REN

Ph.D. in Computer Science at Rutgers University

Segmentation and Paging in Linux

Segmentation and Paging are two mechanisms provided by processor to manage physical and virtual memory. This post will discuss on how Linux Kernel uses these two mechanisms to manage RAM.


Segmentation and Paging in Hardware

I've posted two blogs on segmentation and paging of Intel IA-32 architecture. Segmentation was introduced in early x86 since the data bus width is 16 bits while the memory bus width is 20 bits. Paging mechanism seperates physical memory address space from user and programmer so that they have an illusion that their own programs could use the whole physical memory. To learn more on hardware segmentation and paging, click on them!


Segmentation in Linux

Segmentation has been included in x86 microprocessors to encourage programmers to split their applications into logically related entities, such as subroutines or global and local data areas. However, Linux uses segmentation in a very limited way. In fact, segmentation and paging are somewhat redundant, because both can be used to separate the physical address spaces of processes: segmentation can assign a different linear address space to each process, while paging can map the same linear address space into different physical address spaces. Linux prefers paging to segmentation for the following reasons:

Linux Kernel has four main segments: User Code, User Data, Kernel Code, Kernel Data. The corresponding Segment Selectors are defined by the macro __USER_CS, __USER_DS, __KERNEL_CS, __KERNEL_DS. By setting the base address of the four segments to be 0x00000000, the offset now coincides to be the same as linear address. Another important consequence of having all segments start at 0x00000000 is that in Linux, logical addresses coincide with linear addresses; that is, the value of the Offset field of a logical address always coincides with the value of the corresponding linear address.

   

The picture above shows the GDT in Linux. In uniprocessor systems there is only one GDT, while in multiprocessor systems there is one GDT for every CPU in the system. Each GDT includes 18 segment descriptors and 14 null, unused, or reserved entries. Unused entries are inserted on purpose so that Segment Descriptors usually accessed together are kept in the same cache line. Remember, except for the very early boot stage, everything is running on x86 protected mode, so the segment registers stores the selectors of each segment, and gdtr and ldtr stores the base linear address of GDT and LDT respectively.
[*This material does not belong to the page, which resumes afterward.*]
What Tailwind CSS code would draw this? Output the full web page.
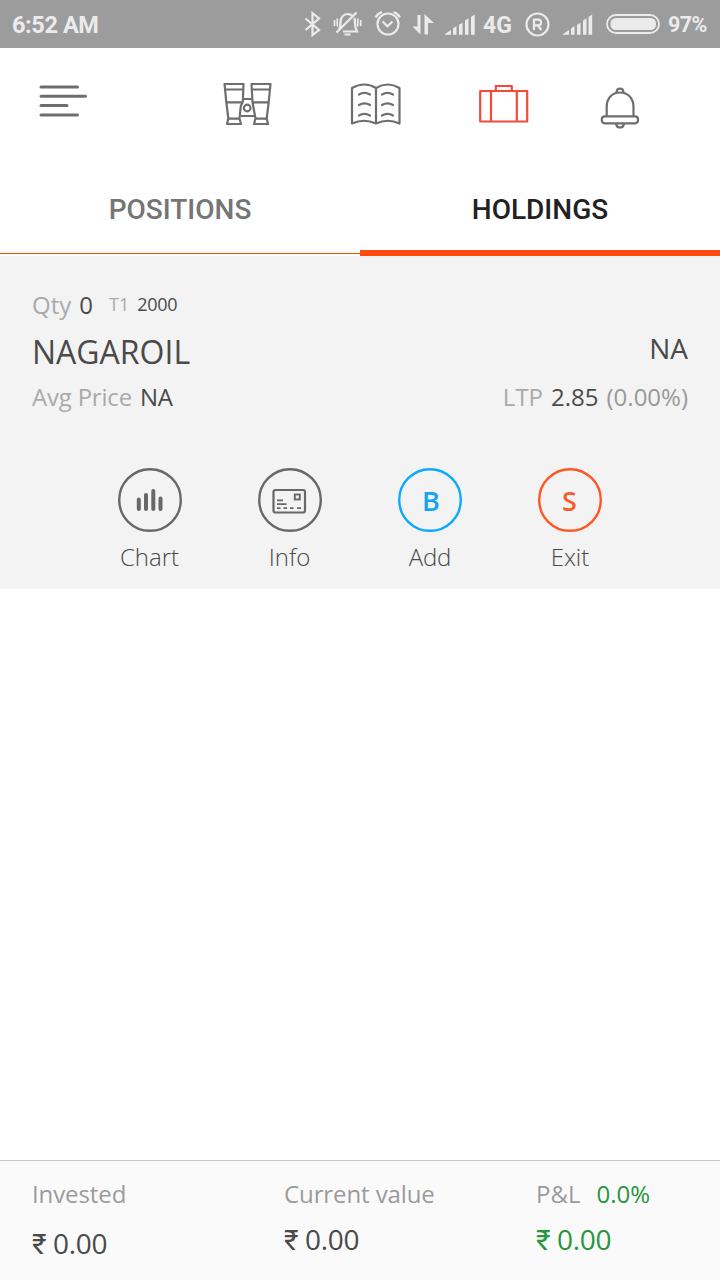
<!DOCTYPE html>
<html lang="en">
<head>
<meta charset="utf-8">
<title>Holdings</title>
<script src="https://cdn.jsdelivr.net/npm/@tailwindcss/browser@4"></script>
</head>
<body class="flex h-[1280px] w-[720px] flex-col overflow-hidden bg-white font-['Open_Sans','Noto_Sans',sans-serif] text-[#4a4a4a]">

<!-- Status bar -->
<header class="flex h-12 shrink-0 items-center justify-between bg-[#9c9c9c] pr-3 pl-3 font-[Roboto,sans-serif] font-bold text-[#ebebeb]">
  <span class="pt-1 text-[23.5px] leading-none tracking-[-0.4px] whitespace-nowrap">6:52 AM</span>
  <svg class="-mr-3 h-12 w-[430px]" viewBox="290 0 430 48" fill="none" stroke="#ebebeb" stroke-width="2.200">
    <path d="M305.500 18.500 319 30l-6.500 5V13l6.500 5.500-13.500 11.500"/>
    <path d="M336.500 32.500 356.500 12.500M339 29.500c1.500-2 1.500-4 1.500-7 0-5 3-8.500 7-8.500 2 0 3.500.6 4.800 1.800M354.300 18c.6 1.500.7 3 .7 5 0 4 .3 5.500 2 8.500h-14M344.500 34.500h6"/>
    <path d="M334.500 20v6M337.300 18.500v8M357.800 18.500v8M360.700 20v6" stroke-width="1.700"/>
    <circle cx="388" cy="24" r="10.500"/>
    <path d="m382.500 21.500 5 4.700 5-4.700"/>
    <path d="M375.500 17.500q2-4 6.500-5.500M400 17.500q-2-4-6.500-5.500"/>
    <path fill="#ebebeb" stroke="none" d="M417.500 15h3v19.500L412.500 26.500h5zM424.500 34.500V14l9.500 9h-6v11.500z"/>
    <path fill="#ebebeb" stroke="none" d="M445 34.700v-.7l6-4v4.700zM453 28.500l3.500-2.500v8.700H453zM459 24.700l3.500-2v12H459zM465 20.500l3.500-2.200v16.400H465zM471 17l3.700-2.500v20.200H471z"/>
    <text x="483" y="33" fill="#ebebeb" stroke="none" font-size="23">4G</text>
    <circle cx="537.500" cy="24.500" r="11"/>
    <path d="M534 30V19.700h4.500q2.500 0 2.500 2.800t-2.500 2.800H534M538 25.500l3.300 4.500"/>
    <path fill="#ebebeb" stroke="none" d="M563 34.700v-.7l6-4v4.700zM571 28.500l3.500-2.500v8.700H571zM577 24.700l3.500-2v12H577zM583 20.500l3.500-2.200v16.400H583zM588.500 17l3.700-2.500v20.200h-3.700z"/>
    <rect x="607" y="15" width="52" height="18" rx="9" stroke-width="1.800"/>
    <rect x="610.500" y="18" width="45.500" height="12" rx="5.500" fill="#ebebeb" stroke="none"/>
    <text x="668" y="32" fill="#ebebeb" stroke="none" font-size="21.500" textLength="39.500">97%</text>
  </svg>
</header>

<!-- Navigation -->
<nav class="h-[112px] shrink-0">
  <svg class="block h-[112px] w-[720px]" viewBox="0 48 720 112" fill="none" stroke="#6e6e6e" stroke-width="2.200" stroke-linejoin="round">
    <path stroke-width="3" stroke-linecap="round" d="M41 87h36.500M41 96.300h44.500M41 105.600h26M41 115h36.500"/>
    <path d="M224.500 84h19l-.7 18-2 4-1.300 12.500 1.500 5.500h-14l1.300-5.500-2-16.500zM224.500 89.500h19M226 102.300h16.500M228.500 118.700h11"/>
    <path d="M251.500 84h19l-1.800 18-2 16.500L268 124h-14l1.500-5.500L252.500 102zM251.500 89.500h19M252.500 102.300h16.500M255.500 118.700h11M243 99h9M241 116h13.500"/>
    <circle cx="247.200" cy="108" r="3.300"/>
    <path d="M376 88q-11.500-7-24 0v35.500q12-5.500 24 0 12-5.500 23.500 0V88q-12-7-23.500 0v35.500"/>
    <path stroke-linecap="round" d="M359 94.500q5.500-3.200 11 0M359 105q5.500-3.200 11 0M359 115.500q5.500-3.200 11 0M382 94.500q5.500-3.200 11 0M382 105q5.500-3.200 11 0M382 115.500q5.500-3.200 11 0"/>
    <path stroke="#f44a3c" d="M480.200 91h47v30.500h-47zM491 91v30.500M516.800 91v30.500M495.800 91v-5h16v5"/>
    <path d="M606.700 116v-9c0-8.500 5.300-14.500 13.300-14.500s13.500 6 13.500 14.500v9M616.500 92.700c0-5.500 7-5.500 7 0M616 123.500c.7 5.300 7.300 5.300 8 0"/>
    <rect x="601.800" y="116.300" width="36.200" height="7" rx="3"/>
  </svg>
</nav>

<!-- Tabs -->
<div class="grid h-24 shrink-0 grid-cols-2 bg-white text-center font-[Roboto,sans-serif] text-[28px] leading-[100px] font-medium">
  <div class="mb-0.5 h-[94px] border-b border-[#ff4a0b] text-[#757575]">POSITIONS</div>
  <div class="h-24 border-b-6 border-[#ff4a0b] text-[#212121]">HOLDINGS</div>
</div>

<!-- Holding -->
<section class="flex h-[333px] shrink-0 flex-col bg-[#f3f3f3] pt-[33px]">
  <div class="flex justify-between px-8">
    <div>
      <div class="flex h-10 items-start text-2xl leading-8 whitespace-nowrap"><span class="text-[#aaa]">Qty</span><span class="ml-2">0</span><span class="ml-4 text-lg leading-[31px] text-[#aaa]">T1</span><span class="ml-2 text-lg leading-[31px] tracking-[-0.3px]">2000</span></div>
      <h1 class="h-[52px] text-[32px] leading-[45px]">NAGAROIL</h1>
      <div class="flex gap-2 text-2xl leading-8 tracking-[-0.2px]"><span class="text-[#aaa]">Avg Price</span><span>NA</span></div>
    </div>
    <div class="flex flex-col items-end pt-10">
      <div class="h-[52px] text-[28px] leading-[38px]">NA</div>
      <div class="flex gap-2 text-2xl leading-8"><span class="text-[#aaa]">LTP</span><span>2.85</span><span class="text-[#999]">(0.00%)</span></div>
    </div>
  </div>
  <div class="mt-[55px] grid grid-cols-4 px-20 text-center text-2xl leading-8 font-light">
    <div class="flex flex-col items-center gap-[9px]">
      <svg class="size-16" viewBox="0 0 64 64" fill="none" stroke="#686868"><circle cx="32" cy="32" r="30.800" stroke-width="2.400"/><path stroke-width="4" stroke-linecap="round" d="M20.800 31.500v9.500M28 27v14M35.300 23v18M42.500 30.500V41"/></svg>
      <span class="pr-px">Chart</span>
    </div>
    <div class="flex flex-col items-center gap-[9px]">
      <svg class="size-16" viewBox="0 0 64 64" fill="none" stroke="#686868"><circle cx="32" cy="32" r="30.800" stroke-width="2.400"/><rect x="15.500" y="22" width="31.500" height="22.500" rx="2" stroke-width="2.200"/><rect x="36.800" y="26.500" width="5" height="5" stroke-width="1.900"/><path stroke-width="1.800" d="M19 32.300h6M19 36.200h9.500M19 40.200h3.500M25.500 40.200H29M32 40.200h3.500M39 40.200h4"/></svg>
      <span class="pr-px">Info</span>
    </div>
    <div class="flex flex-col items-center gap-[9px]">
      <svg class="size-16" viewBox="0 0 64 64"><circle cx="32" cy="32" r="30.800" stroke-width="2.400" fill="none" stroke="#0caaff"/><text x="33" y="42.500" text-anchor="middle" font-size="27" font-weight="600" fill="#17a4ef">B</text></svg>
      <span class="tracking-[-0.2px]">Add</span>
    </div>
    <div class="flex flex-col items-center gap-[9px]">
      <svg class="size-16" viewBox="0 0 64 64"><circle cx="32" cy="32" r="30.800" stroke-width="2.400" fill="none" stroke="#ff5722"/><text x="31.500" y="42.500" text-anchor="middle" font-size="27" font-weight="600" fill="#f45d2e">S</text></svg>
      <span>Exit</span>
    </div>
  </div>
</section>

<main class="flex-1"></main>

<!-- Totals -->
<footer class="flex h-[120px] shrink-0 border-t border-[#c8c8c8] bg-[#fafafa] pt-[17px] pl-8 text-2xl leading-8">
  <div class="w-[252px]"><div class="tracking-[-0.1px] text-[#9b9b9b]">Invested</div><div class="mt-[14px] text-[28px] leading-[38px] tracking-[-0.35px]"><span class="font-[Roboto,sans-serif]">₹</span> 0.00</div></div>
  <div class="w-[252px]"><div class="tracking-[-0.1px] text-[#9b9b9b]">Current value</div><div class="mt-[10px] text-[28px] leading-[38px] tracking-[-0.35px]"><span class="font-[Roboto,sans-serif]">₹</span> 0.00</div></div>
  <div><div class="flex gap-4 text-[#9b9b9b]"><span>P&amp;L</span><span class="text-[#27963c]">0.0%</span></div><div class="mt-[10px] text-[28px] leading-[38px] tracking-[-0.35px] text-[#27963c]"><span class="font-[Roboto,sans-serif]">₹</span> 0.00</div></div>
</footer>
</body>
</html>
For more information on Linux GDT and LDT, please go for a terrific book: Understand the Linux Kernel 3rd.


Paging in Linux

As we just discussed, Linux skipped segmentation mechanism by set every segment's base to be 0x00000000 and limit to be 0xFFFFF. So paging is the mechanism adopted by Linux. As we know, Linux serves as an universal operating system which supports multiple platforms. Paging mechanisms may vary from different platforms; Thus Linux is able to provide an abstract paging scheme to fit different architectures.

We've talked in detail on x86 and x64 paging mechanism in my previous posts. For 32-bit regular paging, 2 levels of paging is sufficient, for PAE-enabled, we need 3 levels. Up to version 2.6.10, the Linux paging model consisted of three paging levels. Starting with version 2.6.11, a four-level paging model has been adopted. The four types of page tables are called: Page Global Directory, Page Upper Directory, Page Middle Directory, Page Table

   

The advantage of using a four-level paging model is flexibility. Four-level paging coudl meet most of existing architectures like IA-32, x64, SPARC, ARM, MIPS, ALPHA64. For IA-32 without PAE enabled, two-level paging is sufficient; So the Page Upper Directory and the Page Middle Directory are folded by setting the number of entries in them to 1 and mapping these two entries into the proper entry of the Page Global Directory.

For detailed analyses and code on Linux paging, please go throught ULK. I promise once I have time, I'll finish them.